Leaving Manchester and heading to Windermere for a holiday, George (Ray Lovelock) stops at a petrol station. Edna (Christinie Galbo) backs her car into his motorcycle, so she gives him a lift as his bike needs to be repaired. They soon get lost and George decides to ask for directions while Edna waits in the car. He finds some men working out in a field using an experimental machine being tested by the government that kills insects and parasites, by using ultra sonic radiation that affects the nervous systems and makes them go mental, then attack each other. Meanwhile, back at the car, Edna is being bothered by some dead fellow. They go to Edna's sister's place to stay for the night but they find her sister Katie (Jeannine Mestre) hysterical, as her husband Martin (Jose Lifante) is dead.

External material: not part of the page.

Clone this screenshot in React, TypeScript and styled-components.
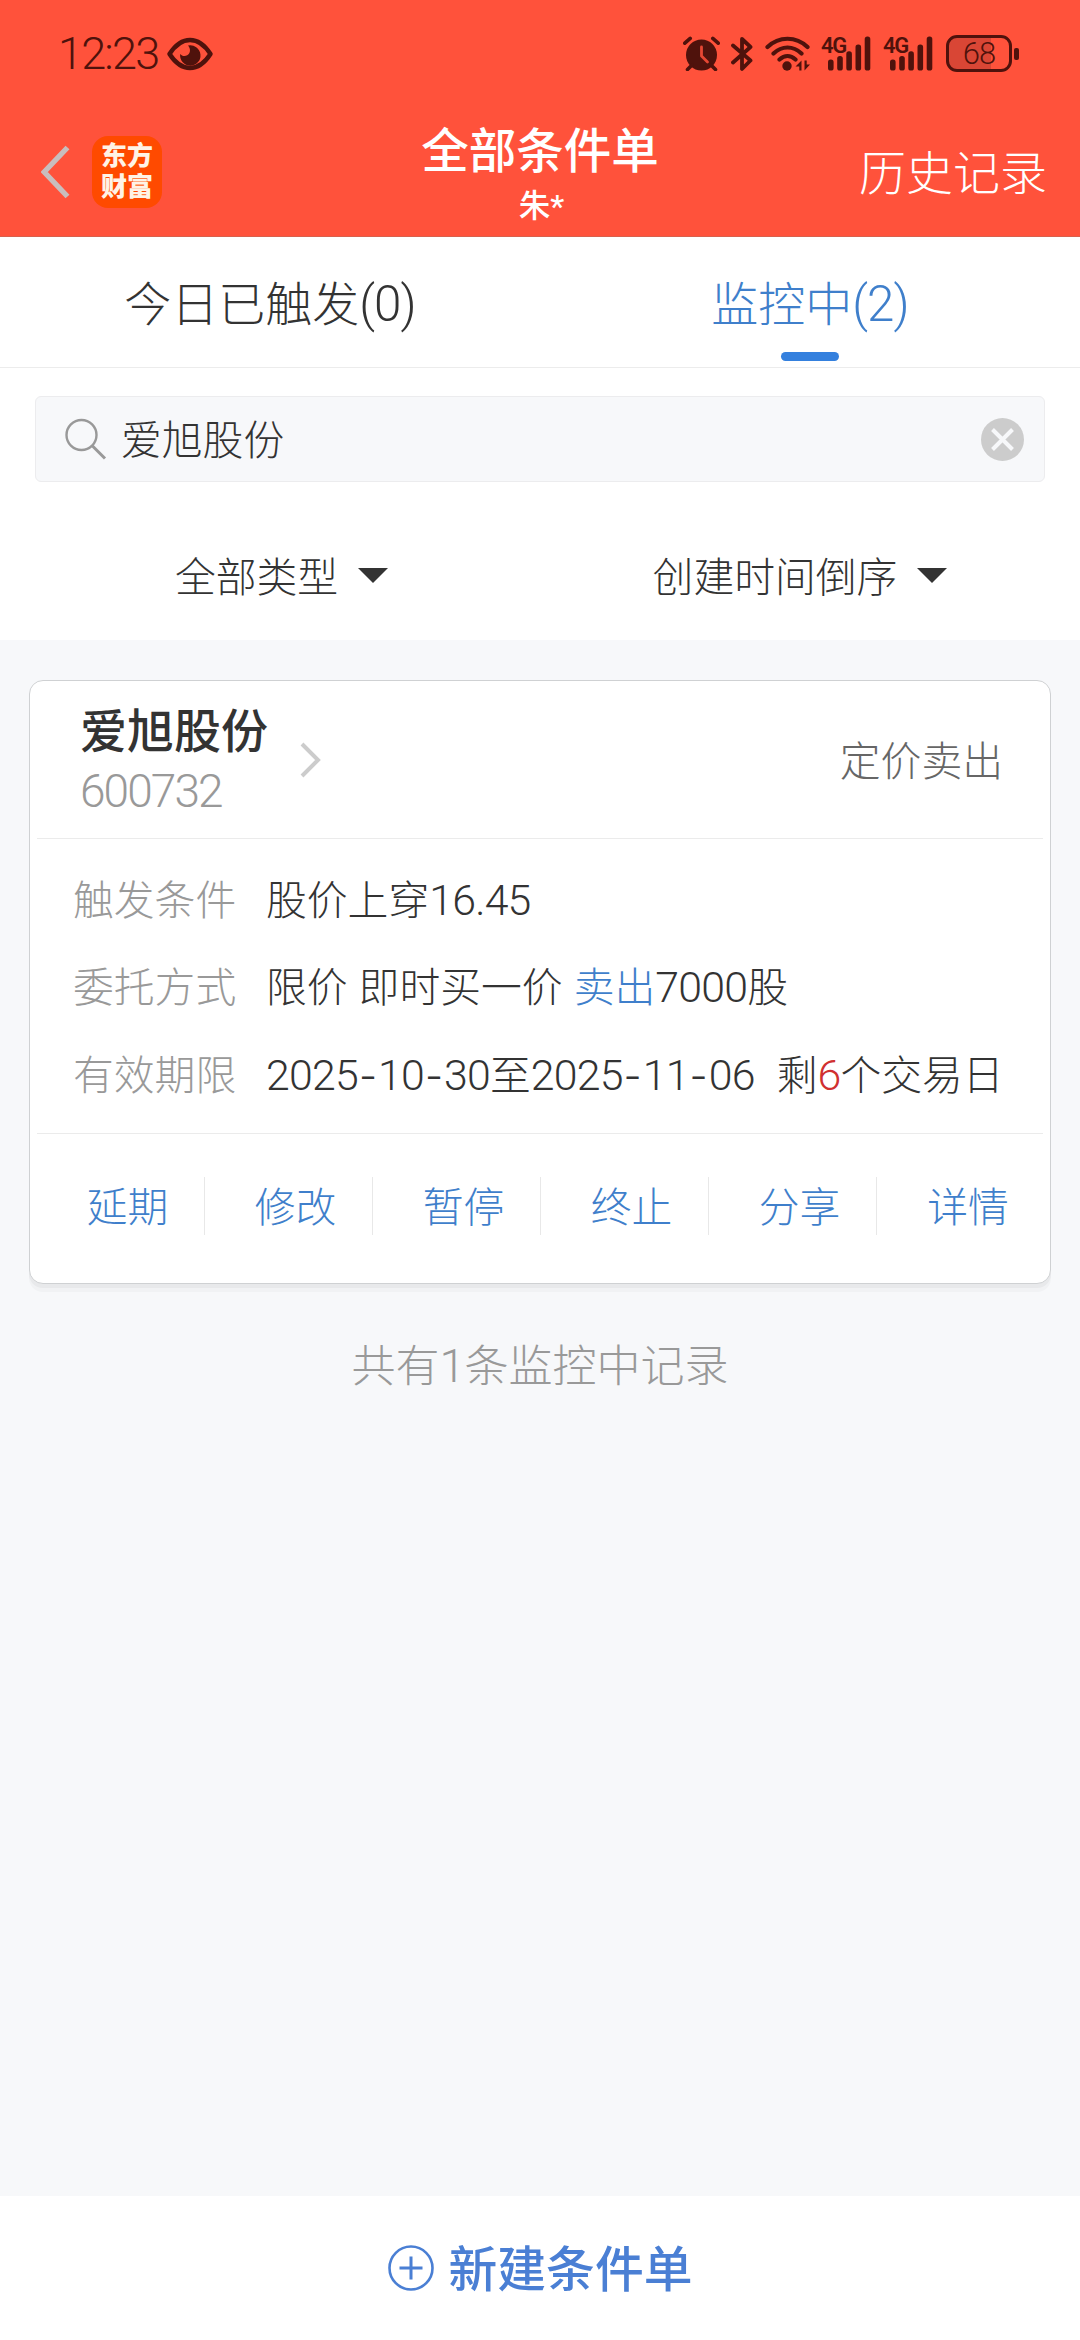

George and Edna battle to survive in a countryside crawling with Zombies, and avoiding the police that blame them for the deaths left in the zombies wake. The action culminates in the local hospital which is overrun with the living dead.

 

 

   



The living dead at Manchester morgue, aka Let sleeping corpses lie, is a Spanish/Italian production set in the English countryside, beautifully shot in some lovely locations. The film is obviously influenced by Night of the Living Dead, the director openly admits it, but it has enough strengths and originality to stand on it’s own. It was one of the very first gory zombie movies and some of the effects still look effective today, a scene where one of the zombies rips off the hospital receptionist’s breast springs to mind. Giuliano Sorgini’s soundtrack is very evocative of the period and the performances are enjoyable, especially Ray Lovelock as the cocky George and Arthur Kennedy as the cranky inspector . I've long been a fan of The living dead at Manchester morgue, some 30 years on it’s still a zombie classic in my books.  S.J.T.